WARSAW, Poland — Steady advances in multifocal IOL technology could make monofocality obsolete in the near future, according to a speaker.
"Recent improvements and new designs have solved or minimized the problems of multifocal IOLs, and new options like the toric component, the low near power and the trifocal technology have increased the opportunities for spectacle independence," Roberto Bellucci, MD, said at the winter meeting of the European Society of Cataract and Refractive Surgeons.
A 2012 Cochrane review included 16 studies comparing multifocal vs. monofocal IOLs, for a total of 1,608 participants. Mean near acuity was shown to be significantly higher with multifocal IOLs, while distance vision was not affected and spectacle dependence was reduced by half, Bellucci said.
"Monofocal IOLs are still winners when it comes to visual quality, but multifocals are catching up with the recent improvements. Glare is worse but rarely disturbing. Part might come from [posterior capsular opacification], which should be carefully evaluated and treated earlier in multifocal-implanted eyes," he said.
Patient satisfaction still varies and should be evaluated in relation to expectations.
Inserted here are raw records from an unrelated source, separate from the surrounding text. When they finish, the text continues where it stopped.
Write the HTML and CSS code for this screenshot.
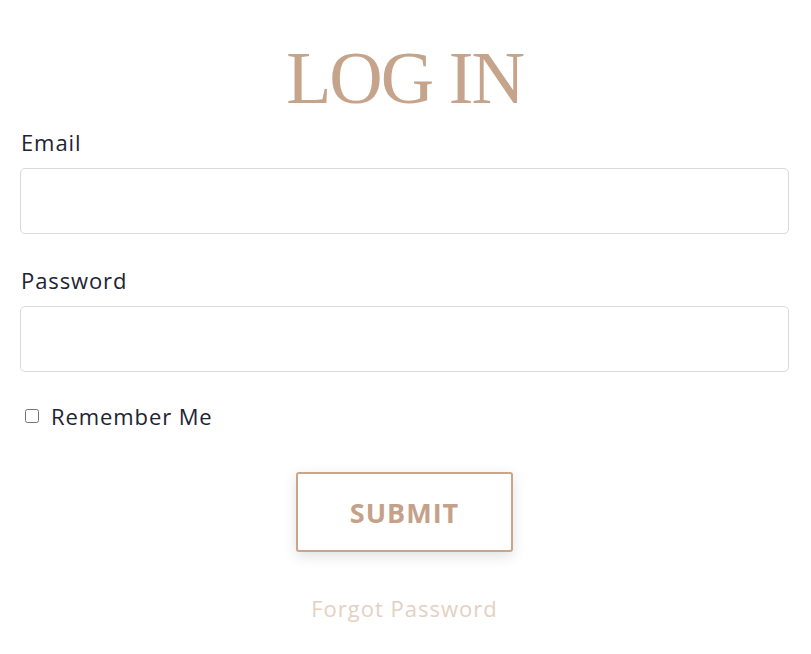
FILE: index.html
```html
<!DOCTYPE html>
<html>
<head>
<meta charset="utf-8">
<link rel="stylesheet" href="styles.css">
</head>
<body>
<main class="login">
  <h1 class="title">LOG IN</h1>
  <form class="form">
    <label class="field">
      <span class="label">Email</span>
      <input class="input" type="email">
    </label>
    <label class="field">
      <span class="label">Password</span>
      <input class="input" type="password">
    </label>
    <label class="remember">
      <input class="check" type="checkbox">
      <span>Remember Me</span>
    </label>
    <div class="actions">
      <button class="submit" type="button">SUBMIT</button>
    </div>
    <div class="forgot-row">
      <a class="forgot" href="#">Forgot Password</a>
    </div>
  </form>
</main>
</body>
</html>
```
FILE: styles.css
```css
* { box-sizing: border-box; }
html, body { margin: 0; background: #fff; }
body {
  font-family: "Open Sans", "Noto Sans", sans-serif;
  color: #1d2333;
}
.login {
  padding: 0 22px 0 20px;
}
.title {
  margin: 0 0 8px;
  padding-top: 36px;
  text-align: center;
  font-family: "Liberation Serif", "DejaVu Serif", serif;
  font-weight: 400;
  font-size: 74px;
  line-height: 84px;
  color: #c5a48b;
  letter-spacing: -2px;
}
.form {
  display: flex;
  flex-direction: column;
}
.field {
  display: flex;
  flex-direction: column;
}
.field + .field { margin-top: 32px; }
.label {
  font-size: 22px;
  line-height: 28px;
  padding-left: 1px;
  margin-bottom: 12px;
  letter-spacing: 0.9px;
}
.input {
  height: 66px;
  border: 1px solid #dadada;
  border-radius: 5px;
  background: #fff;
}
.remember {
  display: flex;
  align-items: center;
  gap: 12px;
  margin-top: 30px;
  font-size: 22px;
  line-height: 28px;
  padding-left: 5px;
  letter-spacing: 0.9px;
}
.check {
  margin: 0;
  width: 14px;
  height: 14px;
}
.actions {
  display: flex;
  justify-content: center;
  margin-top: 42px;
}
.submit {
  width: 217px;
  height: 80px;
  background: #fff;
  border: 2px solid #c9a58c;
  border-radius: 3px;
  box-shadow: 0 4px 14px rgba(0,0,0,0.12);
  font-family: "Open Sans", "Noto Sans", sans-serif;
  font-weight: 700;
  font-size: 27px;
  letter-spacing: 1px;
  color: #c4a188;
  cursor: pointer;
}
.forgot-row {
  display: flex;
  justify-content: center;
  margin-top: 42px;
}
.forgot {
  font-size: 22px;
  line-height: 28px;
  color: #e4d0c3;
  text-decoration: none;
  letter-spacing: 1px;
}
```
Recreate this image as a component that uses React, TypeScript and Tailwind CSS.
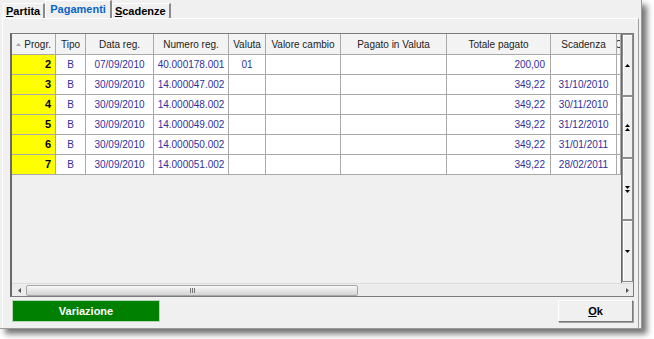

"These patients expect not to wear glasses at all, not to have disturbances, and to go back to the vision they had in their 20s," Bellucci said.
However, in his experience with hundreds of multifocal implants, Bellucci said the exchange rate is very low. Only five of his patients had the lens explanted, two of them due to macular degeneration.
"The opposite also occurs: I had three patients who had a multifocal IOL in one eye and a monofocal in the fellow eye and asked me to have lens exchange to have a multifocal IOL in both," he said.
Disclosure: Bellucci is a consultant to Bausch + Lomb and receives travel/research grants form Hanita Lenses and SIFI.